2. England 6 – 15 South Africa: 2007 Rugby World Cup Final
October 20th 2007, Stade de France, Paris
England entered the 2007 Rugby World Cup in a dire situation, with no-one expecting them to reach the final in France. A poor run of form had fans reaching boiling point, with Head Coach Brian Ashton in danger of losing the support of his players for the tournament. England’s early campaign witnessed a one-sided pool stage defeat to South Africa (more on that shortly), but battled through the likes of Samoa, Tonga and the United States to book a place in the quarter-finals.
The side gelled together in the knock-out stages, and stunned the heavily favoured Wallabies with a 12-10 victory. The likes of Joe Worsely, Simon Shaw and Paul Sackey recently recalled to the Guardian, about how the match was won by England’s mentality, and in a relentless up-front battle against Australia. The semi-finals beckoned and England achieved another unexpected triumph, this time felling the hosts France 14-9 in Paris. Despite the immense support from a sea of Les Bleus fans, Ashton’s men banded together, for a re-union with the Springboks in the final.
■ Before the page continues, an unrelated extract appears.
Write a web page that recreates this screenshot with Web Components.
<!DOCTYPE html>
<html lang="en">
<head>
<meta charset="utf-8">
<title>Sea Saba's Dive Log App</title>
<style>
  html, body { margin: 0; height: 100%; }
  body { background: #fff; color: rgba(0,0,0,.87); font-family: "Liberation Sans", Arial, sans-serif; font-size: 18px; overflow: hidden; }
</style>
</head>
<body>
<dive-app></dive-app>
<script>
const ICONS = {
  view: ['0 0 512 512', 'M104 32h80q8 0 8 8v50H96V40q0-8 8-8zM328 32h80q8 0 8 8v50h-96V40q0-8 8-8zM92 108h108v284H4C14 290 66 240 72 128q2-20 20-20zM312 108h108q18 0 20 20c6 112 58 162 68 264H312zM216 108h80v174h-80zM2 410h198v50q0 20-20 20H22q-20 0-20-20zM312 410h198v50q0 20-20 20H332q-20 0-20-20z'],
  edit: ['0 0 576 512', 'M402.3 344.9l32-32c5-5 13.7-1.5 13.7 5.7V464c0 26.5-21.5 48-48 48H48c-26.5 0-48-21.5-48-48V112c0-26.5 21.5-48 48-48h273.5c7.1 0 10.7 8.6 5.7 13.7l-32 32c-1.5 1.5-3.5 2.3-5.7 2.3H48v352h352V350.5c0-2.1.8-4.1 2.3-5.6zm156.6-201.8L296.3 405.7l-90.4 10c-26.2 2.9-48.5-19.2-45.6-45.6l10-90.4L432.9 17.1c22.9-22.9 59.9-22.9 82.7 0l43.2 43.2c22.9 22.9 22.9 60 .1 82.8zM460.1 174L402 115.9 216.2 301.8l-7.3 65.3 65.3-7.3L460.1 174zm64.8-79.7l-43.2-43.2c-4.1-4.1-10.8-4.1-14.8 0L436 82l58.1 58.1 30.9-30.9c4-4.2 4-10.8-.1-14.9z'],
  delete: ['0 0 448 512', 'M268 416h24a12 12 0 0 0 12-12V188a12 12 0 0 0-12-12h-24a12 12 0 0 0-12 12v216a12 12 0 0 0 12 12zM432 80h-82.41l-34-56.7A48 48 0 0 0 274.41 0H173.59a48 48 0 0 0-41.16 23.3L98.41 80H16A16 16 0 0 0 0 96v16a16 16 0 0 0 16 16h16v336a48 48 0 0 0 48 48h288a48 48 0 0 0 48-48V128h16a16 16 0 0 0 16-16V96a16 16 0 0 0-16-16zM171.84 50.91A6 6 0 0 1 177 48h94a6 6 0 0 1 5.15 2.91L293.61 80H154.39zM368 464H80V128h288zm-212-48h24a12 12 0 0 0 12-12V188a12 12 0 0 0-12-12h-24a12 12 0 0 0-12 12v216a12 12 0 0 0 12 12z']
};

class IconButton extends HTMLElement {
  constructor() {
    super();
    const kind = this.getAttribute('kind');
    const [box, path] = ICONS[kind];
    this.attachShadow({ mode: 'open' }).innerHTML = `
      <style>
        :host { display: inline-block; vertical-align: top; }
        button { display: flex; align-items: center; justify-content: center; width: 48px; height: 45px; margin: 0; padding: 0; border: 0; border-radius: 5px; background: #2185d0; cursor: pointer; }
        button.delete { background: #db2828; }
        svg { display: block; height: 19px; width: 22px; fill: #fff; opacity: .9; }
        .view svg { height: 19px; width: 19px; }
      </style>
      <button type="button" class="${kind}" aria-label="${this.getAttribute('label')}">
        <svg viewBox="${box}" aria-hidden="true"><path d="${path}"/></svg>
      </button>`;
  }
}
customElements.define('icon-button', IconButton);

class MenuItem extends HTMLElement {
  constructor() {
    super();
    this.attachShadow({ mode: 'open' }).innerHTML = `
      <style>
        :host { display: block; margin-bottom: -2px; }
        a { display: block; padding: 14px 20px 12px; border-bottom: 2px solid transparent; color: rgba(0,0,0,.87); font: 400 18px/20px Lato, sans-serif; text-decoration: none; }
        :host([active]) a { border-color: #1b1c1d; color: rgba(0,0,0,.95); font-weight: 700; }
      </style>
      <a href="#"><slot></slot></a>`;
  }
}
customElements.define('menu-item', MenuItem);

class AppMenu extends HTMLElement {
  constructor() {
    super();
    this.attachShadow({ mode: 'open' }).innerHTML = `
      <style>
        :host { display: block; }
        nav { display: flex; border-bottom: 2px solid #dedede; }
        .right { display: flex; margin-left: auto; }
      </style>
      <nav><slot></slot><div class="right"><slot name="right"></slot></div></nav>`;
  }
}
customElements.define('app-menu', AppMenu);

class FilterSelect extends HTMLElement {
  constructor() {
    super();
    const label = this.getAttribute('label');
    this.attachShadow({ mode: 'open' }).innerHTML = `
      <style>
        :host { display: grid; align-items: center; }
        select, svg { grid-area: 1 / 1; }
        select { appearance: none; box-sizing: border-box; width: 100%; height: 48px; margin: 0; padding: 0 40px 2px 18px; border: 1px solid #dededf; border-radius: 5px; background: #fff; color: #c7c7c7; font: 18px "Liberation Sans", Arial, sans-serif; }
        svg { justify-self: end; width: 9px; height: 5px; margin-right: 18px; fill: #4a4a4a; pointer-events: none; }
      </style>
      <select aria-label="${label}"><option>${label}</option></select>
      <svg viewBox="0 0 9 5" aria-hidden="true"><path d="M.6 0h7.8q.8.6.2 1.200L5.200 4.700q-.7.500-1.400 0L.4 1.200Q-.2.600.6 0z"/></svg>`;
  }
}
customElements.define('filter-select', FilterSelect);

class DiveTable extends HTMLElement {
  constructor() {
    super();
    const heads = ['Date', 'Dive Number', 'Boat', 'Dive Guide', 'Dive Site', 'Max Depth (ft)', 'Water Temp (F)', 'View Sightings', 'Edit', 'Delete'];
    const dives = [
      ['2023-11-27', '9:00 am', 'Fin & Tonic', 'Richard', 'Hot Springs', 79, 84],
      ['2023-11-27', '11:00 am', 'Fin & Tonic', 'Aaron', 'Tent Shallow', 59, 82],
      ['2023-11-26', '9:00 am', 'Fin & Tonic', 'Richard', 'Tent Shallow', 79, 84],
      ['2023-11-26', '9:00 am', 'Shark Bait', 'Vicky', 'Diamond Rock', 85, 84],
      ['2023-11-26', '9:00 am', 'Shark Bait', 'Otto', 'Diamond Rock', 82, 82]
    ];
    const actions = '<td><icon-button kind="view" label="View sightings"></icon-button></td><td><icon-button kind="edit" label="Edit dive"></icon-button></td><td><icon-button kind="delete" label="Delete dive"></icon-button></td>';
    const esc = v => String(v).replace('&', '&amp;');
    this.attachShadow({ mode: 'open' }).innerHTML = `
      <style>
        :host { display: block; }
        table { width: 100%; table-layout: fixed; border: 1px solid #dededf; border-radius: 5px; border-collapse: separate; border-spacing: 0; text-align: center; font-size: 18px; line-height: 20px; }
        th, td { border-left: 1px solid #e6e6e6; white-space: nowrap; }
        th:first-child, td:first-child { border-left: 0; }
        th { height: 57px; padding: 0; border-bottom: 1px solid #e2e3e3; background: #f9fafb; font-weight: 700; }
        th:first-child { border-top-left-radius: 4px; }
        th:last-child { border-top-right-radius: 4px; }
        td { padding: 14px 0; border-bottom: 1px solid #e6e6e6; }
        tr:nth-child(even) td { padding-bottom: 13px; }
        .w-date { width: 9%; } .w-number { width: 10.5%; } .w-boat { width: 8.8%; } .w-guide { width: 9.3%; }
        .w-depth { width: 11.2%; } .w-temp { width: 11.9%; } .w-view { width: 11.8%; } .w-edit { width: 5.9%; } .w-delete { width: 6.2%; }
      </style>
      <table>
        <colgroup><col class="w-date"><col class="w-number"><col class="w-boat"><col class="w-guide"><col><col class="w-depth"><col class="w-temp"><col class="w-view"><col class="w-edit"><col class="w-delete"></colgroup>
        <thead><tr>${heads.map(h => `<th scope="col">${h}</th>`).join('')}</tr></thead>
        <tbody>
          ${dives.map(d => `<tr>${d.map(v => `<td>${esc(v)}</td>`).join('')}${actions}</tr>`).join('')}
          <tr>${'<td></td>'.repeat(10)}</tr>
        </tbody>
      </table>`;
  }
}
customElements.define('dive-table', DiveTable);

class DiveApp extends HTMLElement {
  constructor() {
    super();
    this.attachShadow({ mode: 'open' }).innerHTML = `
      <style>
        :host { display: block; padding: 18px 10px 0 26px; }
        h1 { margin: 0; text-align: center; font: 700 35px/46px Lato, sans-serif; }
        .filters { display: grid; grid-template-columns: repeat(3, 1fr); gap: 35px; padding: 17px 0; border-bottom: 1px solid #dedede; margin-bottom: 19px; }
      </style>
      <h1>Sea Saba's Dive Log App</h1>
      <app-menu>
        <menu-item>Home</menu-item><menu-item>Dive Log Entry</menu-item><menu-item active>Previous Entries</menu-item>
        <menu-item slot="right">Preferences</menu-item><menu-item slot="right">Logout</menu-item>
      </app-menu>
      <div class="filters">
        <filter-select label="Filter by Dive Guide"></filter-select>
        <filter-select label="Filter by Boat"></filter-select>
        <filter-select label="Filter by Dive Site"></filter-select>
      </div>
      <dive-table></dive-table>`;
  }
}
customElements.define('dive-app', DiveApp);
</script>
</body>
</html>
Regarded as the best team in the world heading into the tournament, South Africa were expected to make it to the final, and impressed in their straight-forward knock-out stage wins over Fiji and Argentina. As a contest, the 2007 Rugby World Cup Final was one for the purists, with all of the points coming from the kicking tee. Percival Montgomery and Francois Steyn slotted home 15 points for the Springboks, whilst England’s 2003 hero Jonny Wilkinson could only muster up six points through the posts.
A decisive moment in the match saw England winger Mark Cueto dive to score in the Springboks corner, yet was simultaneously muscled out into touch by South African number eight Danie Rossouw. Referee Alain Rolland conferred with the TMO Stuart Dickinson, who ruled out the try-scoring efforts of the Sale Sharks legend. England’s last roll of the dice saw Wilkinson attempt a long-range drop goal after 71 minutes to re-ignite a comeback, yet the effort was unsuccessful. The Web Ellis Trophy was later awarded to the Springboks, who had ended England’s four-year reign as World Champions.